その分、安定的に経営をするための事業拡大や業務改善にコストをかけられるようになり、会社の成長が期待できます。
メリット⑤ 建築キャリアアップシステム導入事業者としてアピール
「建築キャリアアップシステムを導入している事業者」として、効果的にアピールすることができます。
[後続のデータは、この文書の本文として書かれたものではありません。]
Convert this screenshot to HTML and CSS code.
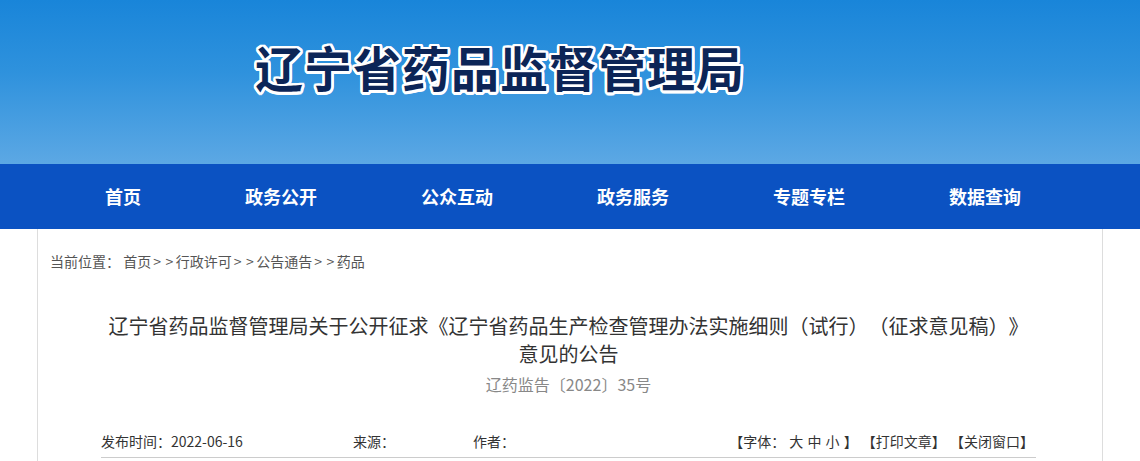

元請業者に対しては、自社の能力や施工者の技術を分かりやすく提示できるので、技術力をかってもらうことができます。また、建築キャリアアップシステムを導入していれば公共事業を請け負う際加点されるケースもあるので、優良企業としてアピールすることもできます。
建築キャリアアップシステムの導入方法
建築キャリアアップシステムの導入は、以下の手順で進めていきます。(2022.8月現在)
事業者登録をする
事業者登録は、
・インターネットでの申請
・認定登録期間窓口で申請
どちらかの方法で行います。申し込み後、審査が行われます。
システム利用料の支払い
建築キャリアアップシステム利用には、3つの登録料がかかります。
⒈ 技能者登録料
建設キャリアアップカード発行に必要な料金で、発行日から9年経過後最初の誕生日までが有効期限です。
インターネットで申請する場合
簡略型(技能者の基本情報のみ登録して発行):2,500円
詳細型(技能者の保有資格情報なども合わせて登録して発行)4,900円
認定登録機関で申請する場合
詳細型:4,900円
⒉ 事業者登録料
建築キャリアアップシステムを事業者が利用する際に必要な登録料です。登録後5年後の登録月末までが有効です。事業者の資本金額をもとに、登録料は決まります。
一人親方 0円
500万円未満(個人事業主含む) 6,000円
500万円以上1,000万円未満 12,000円
1,000万円以上2,000万円未満 24,000円
2,000万円以上5,000万円未満満 48,000円
⒊ 管理者ID利用料
事業者情報や現場情報を管理するために必要となる、管理者ID を利用するための料金です。取得、更新日から1年間有効で、毎年支払いが発生します。
1IDあたり 11,400円(税込)
登録時は以上3つですが、利用を続けるにあたって現場利用料(現場で技能者の就業履歴を登録するためにかかる料金)も別途必要になります。
事業者情報の登録完了後、事業者IDの付与
申請が通った場合、約1か月後に事業者IDが付与されます。
早い段階での建築キャリアアップシステムを導入を!
建築キャリアアップシステムの登録は任意ですが、導入することで業務効率化や企業価値アップなど様々なメリットがあります。導入にあたって費用や手間はかかりますが、それ以上の恩恵を受けることができるので、迷っているのであればぜひ導入を検討されてみてはいかがでしょうか。